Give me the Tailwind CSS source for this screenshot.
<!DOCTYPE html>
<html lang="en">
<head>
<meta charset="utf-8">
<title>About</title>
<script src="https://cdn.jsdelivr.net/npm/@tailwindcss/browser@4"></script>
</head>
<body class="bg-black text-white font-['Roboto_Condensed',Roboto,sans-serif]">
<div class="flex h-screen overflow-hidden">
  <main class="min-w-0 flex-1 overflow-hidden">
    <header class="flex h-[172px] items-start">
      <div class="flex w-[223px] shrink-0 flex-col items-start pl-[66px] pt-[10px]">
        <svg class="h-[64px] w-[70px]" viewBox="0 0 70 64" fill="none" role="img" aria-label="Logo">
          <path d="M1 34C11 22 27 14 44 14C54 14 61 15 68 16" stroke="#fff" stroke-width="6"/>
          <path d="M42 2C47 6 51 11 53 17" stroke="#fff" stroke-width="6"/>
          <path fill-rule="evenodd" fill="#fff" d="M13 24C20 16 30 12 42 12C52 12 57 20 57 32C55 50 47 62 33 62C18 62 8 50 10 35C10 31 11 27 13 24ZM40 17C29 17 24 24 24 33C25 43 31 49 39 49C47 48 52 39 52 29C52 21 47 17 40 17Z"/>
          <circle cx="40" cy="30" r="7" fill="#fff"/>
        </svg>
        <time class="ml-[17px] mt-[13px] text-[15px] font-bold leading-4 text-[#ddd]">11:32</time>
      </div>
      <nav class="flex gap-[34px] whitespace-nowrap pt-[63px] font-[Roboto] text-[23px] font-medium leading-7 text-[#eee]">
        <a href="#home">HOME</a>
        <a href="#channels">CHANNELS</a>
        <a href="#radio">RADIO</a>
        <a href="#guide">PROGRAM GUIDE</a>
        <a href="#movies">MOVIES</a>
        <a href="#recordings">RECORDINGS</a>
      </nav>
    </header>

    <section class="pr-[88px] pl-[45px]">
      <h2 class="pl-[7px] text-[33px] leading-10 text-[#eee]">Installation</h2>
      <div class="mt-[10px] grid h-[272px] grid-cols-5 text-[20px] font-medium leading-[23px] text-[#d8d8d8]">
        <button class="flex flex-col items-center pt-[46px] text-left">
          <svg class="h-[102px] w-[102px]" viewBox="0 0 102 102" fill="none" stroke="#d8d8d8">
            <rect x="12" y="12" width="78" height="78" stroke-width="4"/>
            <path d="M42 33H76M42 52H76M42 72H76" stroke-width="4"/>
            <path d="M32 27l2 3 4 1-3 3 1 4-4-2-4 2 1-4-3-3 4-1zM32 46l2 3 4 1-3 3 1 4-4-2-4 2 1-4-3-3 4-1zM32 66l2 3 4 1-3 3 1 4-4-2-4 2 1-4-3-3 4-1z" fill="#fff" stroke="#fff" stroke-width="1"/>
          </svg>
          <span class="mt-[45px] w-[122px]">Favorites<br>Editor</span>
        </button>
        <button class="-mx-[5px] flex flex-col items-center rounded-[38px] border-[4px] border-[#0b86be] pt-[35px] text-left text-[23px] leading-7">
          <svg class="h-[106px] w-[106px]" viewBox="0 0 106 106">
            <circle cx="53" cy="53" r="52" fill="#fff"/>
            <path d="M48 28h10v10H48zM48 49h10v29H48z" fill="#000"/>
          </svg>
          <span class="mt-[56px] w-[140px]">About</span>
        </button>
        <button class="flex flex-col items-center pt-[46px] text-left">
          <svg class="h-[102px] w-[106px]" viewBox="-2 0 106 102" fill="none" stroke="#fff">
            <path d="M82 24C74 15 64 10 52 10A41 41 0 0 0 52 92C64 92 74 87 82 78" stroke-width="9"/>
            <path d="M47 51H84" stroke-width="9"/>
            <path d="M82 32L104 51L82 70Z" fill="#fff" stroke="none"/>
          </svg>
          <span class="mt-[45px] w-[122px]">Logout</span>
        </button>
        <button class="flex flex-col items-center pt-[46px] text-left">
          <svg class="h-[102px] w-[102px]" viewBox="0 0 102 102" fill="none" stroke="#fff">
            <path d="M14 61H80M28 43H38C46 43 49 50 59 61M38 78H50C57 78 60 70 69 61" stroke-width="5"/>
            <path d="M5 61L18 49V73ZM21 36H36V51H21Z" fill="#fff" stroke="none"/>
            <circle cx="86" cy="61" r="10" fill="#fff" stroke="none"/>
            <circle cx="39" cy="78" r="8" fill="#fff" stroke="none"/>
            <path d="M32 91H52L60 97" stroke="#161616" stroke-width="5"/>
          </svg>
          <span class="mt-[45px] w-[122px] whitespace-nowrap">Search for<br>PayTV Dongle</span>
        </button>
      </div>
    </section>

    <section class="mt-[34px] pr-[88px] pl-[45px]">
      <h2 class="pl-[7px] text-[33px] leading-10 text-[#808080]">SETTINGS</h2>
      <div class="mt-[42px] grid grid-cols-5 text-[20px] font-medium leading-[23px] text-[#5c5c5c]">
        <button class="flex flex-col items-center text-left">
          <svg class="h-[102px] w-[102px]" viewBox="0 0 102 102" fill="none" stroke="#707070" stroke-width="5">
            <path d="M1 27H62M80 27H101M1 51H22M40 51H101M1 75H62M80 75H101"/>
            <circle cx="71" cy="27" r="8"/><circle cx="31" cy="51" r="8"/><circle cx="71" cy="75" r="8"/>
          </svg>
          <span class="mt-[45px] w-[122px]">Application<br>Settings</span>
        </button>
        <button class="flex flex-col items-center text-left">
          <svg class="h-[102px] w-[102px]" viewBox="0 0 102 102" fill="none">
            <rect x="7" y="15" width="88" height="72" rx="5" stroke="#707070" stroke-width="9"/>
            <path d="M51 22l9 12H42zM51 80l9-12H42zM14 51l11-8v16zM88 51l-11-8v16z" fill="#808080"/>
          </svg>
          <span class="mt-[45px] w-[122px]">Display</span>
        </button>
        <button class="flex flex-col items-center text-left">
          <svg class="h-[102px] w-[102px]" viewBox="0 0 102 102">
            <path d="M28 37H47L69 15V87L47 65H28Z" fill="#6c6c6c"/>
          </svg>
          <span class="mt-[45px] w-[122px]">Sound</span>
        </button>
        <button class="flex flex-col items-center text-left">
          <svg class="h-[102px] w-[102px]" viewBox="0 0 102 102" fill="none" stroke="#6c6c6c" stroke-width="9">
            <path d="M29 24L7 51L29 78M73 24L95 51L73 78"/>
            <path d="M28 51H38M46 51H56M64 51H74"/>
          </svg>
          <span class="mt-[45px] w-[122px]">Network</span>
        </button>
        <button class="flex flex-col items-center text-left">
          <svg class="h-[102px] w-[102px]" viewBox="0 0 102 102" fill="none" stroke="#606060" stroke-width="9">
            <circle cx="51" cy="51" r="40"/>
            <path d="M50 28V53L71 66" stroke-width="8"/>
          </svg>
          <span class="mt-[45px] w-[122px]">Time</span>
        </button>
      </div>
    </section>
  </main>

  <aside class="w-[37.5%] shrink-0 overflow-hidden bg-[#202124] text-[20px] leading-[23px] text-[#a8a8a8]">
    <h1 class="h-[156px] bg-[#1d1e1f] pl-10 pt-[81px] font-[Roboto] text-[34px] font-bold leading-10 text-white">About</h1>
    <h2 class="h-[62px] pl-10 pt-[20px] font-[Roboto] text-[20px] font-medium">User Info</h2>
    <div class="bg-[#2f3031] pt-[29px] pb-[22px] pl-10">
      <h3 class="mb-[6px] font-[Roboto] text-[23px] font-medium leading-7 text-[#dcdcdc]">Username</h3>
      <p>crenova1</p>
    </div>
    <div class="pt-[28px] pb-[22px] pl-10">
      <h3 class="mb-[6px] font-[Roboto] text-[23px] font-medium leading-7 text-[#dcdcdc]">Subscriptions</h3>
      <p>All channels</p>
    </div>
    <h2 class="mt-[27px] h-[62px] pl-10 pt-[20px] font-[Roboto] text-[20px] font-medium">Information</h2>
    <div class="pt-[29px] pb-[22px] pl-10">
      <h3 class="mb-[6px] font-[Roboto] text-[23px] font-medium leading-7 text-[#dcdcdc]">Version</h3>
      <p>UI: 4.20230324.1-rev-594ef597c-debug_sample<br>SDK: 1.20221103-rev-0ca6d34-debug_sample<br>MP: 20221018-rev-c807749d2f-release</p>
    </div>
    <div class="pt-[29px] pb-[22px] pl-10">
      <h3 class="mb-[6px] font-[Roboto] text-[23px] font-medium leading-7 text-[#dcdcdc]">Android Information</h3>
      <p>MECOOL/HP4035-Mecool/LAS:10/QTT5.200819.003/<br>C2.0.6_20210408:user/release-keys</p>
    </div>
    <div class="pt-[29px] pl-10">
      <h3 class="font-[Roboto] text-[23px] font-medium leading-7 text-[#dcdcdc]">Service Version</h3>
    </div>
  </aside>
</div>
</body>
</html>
* * * * * * *
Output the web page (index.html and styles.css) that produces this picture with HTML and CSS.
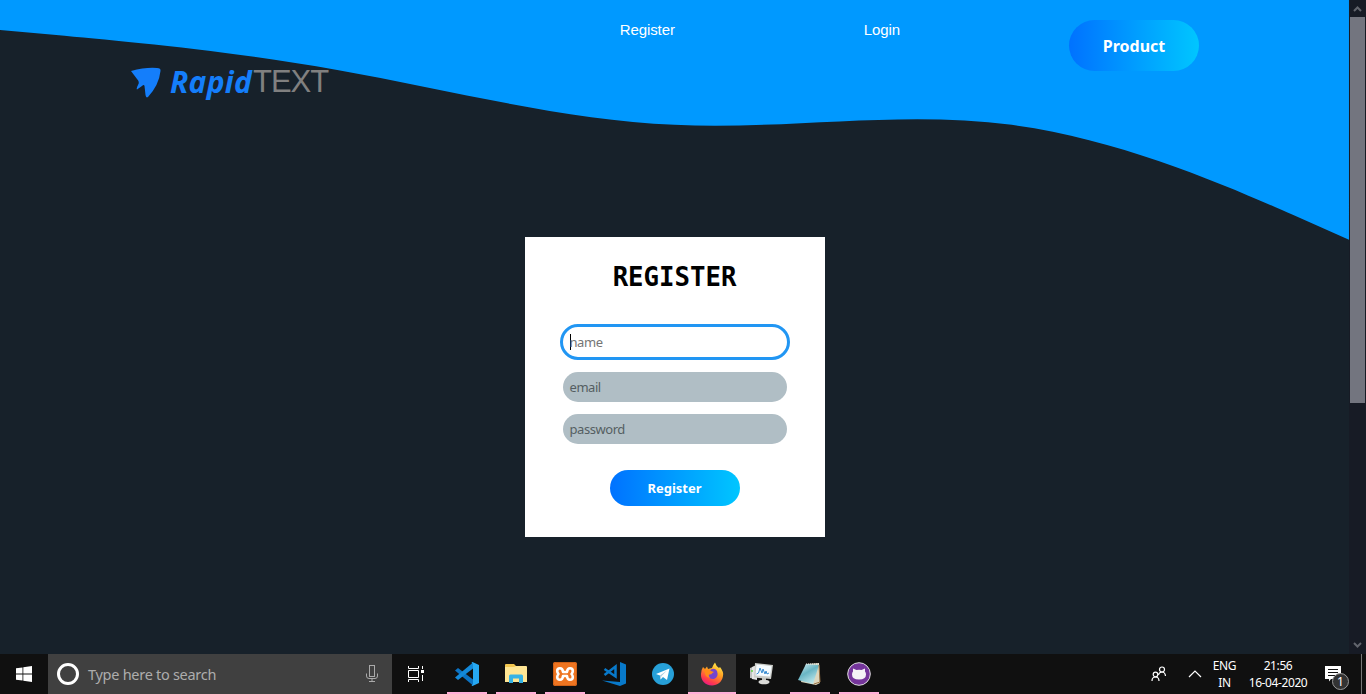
* * * * * * *
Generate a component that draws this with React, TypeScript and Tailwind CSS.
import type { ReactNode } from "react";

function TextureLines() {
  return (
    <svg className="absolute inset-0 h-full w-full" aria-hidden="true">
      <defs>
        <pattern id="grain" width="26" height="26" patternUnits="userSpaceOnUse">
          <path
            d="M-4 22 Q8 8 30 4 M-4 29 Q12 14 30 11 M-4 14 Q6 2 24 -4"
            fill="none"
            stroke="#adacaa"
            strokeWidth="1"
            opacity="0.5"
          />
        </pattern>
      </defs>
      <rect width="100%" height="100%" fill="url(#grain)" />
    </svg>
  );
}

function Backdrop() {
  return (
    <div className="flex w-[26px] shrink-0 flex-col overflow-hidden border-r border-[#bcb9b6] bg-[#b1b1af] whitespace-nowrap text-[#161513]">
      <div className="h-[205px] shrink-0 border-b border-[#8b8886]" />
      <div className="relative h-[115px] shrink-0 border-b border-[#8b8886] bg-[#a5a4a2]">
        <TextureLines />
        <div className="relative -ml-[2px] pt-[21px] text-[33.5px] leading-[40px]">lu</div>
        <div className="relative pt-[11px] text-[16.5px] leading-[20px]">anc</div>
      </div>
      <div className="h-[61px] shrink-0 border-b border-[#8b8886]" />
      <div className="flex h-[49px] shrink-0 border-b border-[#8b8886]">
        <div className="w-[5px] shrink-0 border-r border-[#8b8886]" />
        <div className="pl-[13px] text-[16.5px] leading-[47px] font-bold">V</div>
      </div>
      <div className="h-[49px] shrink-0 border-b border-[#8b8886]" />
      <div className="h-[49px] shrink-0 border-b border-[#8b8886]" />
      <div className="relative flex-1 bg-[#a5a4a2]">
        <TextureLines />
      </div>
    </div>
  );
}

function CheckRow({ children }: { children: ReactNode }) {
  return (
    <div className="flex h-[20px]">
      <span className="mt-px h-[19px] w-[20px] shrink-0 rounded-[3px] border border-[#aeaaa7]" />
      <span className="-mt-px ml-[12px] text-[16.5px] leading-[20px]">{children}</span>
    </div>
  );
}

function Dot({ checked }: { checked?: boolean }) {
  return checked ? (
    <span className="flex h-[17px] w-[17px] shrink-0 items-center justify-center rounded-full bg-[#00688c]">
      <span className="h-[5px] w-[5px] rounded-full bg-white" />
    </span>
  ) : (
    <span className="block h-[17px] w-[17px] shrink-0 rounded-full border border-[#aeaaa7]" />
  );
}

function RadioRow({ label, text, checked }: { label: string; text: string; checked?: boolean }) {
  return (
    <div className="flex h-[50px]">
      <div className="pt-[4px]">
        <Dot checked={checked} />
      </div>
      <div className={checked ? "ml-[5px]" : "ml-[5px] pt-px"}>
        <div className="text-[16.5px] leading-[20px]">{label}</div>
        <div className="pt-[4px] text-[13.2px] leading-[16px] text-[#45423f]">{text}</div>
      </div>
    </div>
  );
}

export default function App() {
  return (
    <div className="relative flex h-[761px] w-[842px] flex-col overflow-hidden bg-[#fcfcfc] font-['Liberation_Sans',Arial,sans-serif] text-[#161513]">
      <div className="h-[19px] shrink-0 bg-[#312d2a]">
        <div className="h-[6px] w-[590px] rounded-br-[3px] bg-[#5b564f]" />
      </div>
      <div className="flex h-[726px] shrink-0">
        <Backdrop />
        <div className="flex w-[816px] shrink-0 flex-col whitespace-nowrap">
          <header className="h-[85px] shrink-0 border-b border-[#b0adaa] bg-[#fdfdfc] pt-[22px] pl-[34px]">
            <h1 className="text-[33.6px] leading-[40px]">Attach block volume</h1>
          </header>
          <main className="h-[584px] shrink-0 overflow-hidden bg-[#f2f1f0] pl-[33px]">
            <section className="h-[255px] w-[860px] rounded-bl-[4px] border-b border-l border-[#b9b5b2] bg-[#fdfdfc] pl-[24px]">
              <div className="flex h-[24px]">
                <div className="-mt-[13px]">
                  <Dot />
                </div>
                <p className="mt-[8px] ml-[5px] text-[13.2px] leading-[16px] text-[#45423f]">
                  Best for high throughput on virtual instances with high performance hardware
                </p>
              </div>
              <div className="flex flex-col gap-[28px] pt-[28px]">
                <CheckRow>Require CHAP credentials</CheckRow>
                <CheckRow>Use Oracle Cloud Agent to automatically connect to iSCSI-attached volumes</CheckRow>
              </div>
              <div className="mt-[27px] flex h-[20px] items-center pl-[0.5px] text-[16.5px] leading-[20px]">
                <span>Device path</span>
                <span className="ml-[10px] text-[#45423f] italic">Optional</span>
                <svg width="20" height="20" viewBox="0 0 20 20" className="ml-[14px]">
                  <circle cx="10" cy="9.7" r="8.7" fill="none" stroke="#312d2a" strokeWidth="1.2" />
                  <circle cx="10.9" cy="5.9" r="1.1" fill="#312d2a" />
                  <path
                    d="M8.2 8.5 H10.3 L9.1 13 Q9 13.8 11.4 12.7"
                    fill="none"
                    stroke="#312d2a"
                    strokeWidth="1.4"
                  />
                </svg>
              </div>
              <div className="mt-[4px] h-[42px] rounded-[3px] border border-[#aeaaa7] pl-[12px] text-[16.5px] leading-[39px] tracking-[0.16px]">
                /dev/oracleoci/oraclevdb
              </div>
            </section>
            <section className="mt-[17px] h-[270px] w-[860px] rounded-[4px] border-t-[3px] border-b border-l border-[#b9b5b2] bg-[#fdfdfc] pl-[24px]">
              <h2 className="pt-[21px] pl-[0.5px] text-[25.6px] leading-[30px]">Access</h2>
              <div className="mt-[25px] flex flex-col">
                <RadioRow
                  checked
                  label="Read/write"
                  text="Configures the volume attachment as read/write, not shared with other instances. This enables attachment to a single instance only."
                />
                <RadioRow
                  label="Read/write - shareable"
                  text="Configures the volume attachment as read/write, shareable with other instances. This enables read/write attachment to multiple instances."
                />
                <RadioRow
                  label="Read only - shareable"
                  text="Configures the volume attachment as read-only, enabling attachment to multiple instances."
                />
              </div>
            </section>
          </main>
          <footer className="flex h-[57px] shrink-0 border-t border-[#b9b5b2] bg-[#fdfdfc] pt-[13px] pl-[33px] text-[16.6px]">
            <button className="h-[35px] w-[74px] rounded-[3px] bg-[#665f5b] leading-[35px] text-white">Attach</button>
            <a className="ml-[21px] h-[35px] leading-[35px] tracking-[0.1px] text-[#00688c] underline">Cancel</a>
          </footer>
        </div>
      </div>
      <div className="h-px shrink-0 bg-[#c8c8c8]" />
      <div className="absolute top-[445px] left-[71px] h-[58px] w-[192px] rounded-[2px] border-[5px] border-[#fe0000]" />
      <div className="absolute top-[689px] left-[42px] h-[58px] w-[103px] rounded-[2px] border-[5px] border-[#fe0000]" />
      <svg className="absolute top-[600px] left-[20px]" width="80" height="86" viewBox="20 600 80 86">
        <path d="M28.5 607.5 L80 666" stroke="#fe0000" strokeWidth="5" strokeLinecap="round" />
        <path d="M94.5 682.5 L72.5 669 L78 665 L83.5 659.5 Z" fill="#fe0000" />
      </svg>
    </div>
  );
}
* * * * * * *
## Given problem
Pull out each line of the records holding the string "that".

## Output of the task
Output the web page (index.html and styles.css) that produces this picture with HTML and CSS.
Generate a component that draws this with React, TypeScript and Tailwind CSS.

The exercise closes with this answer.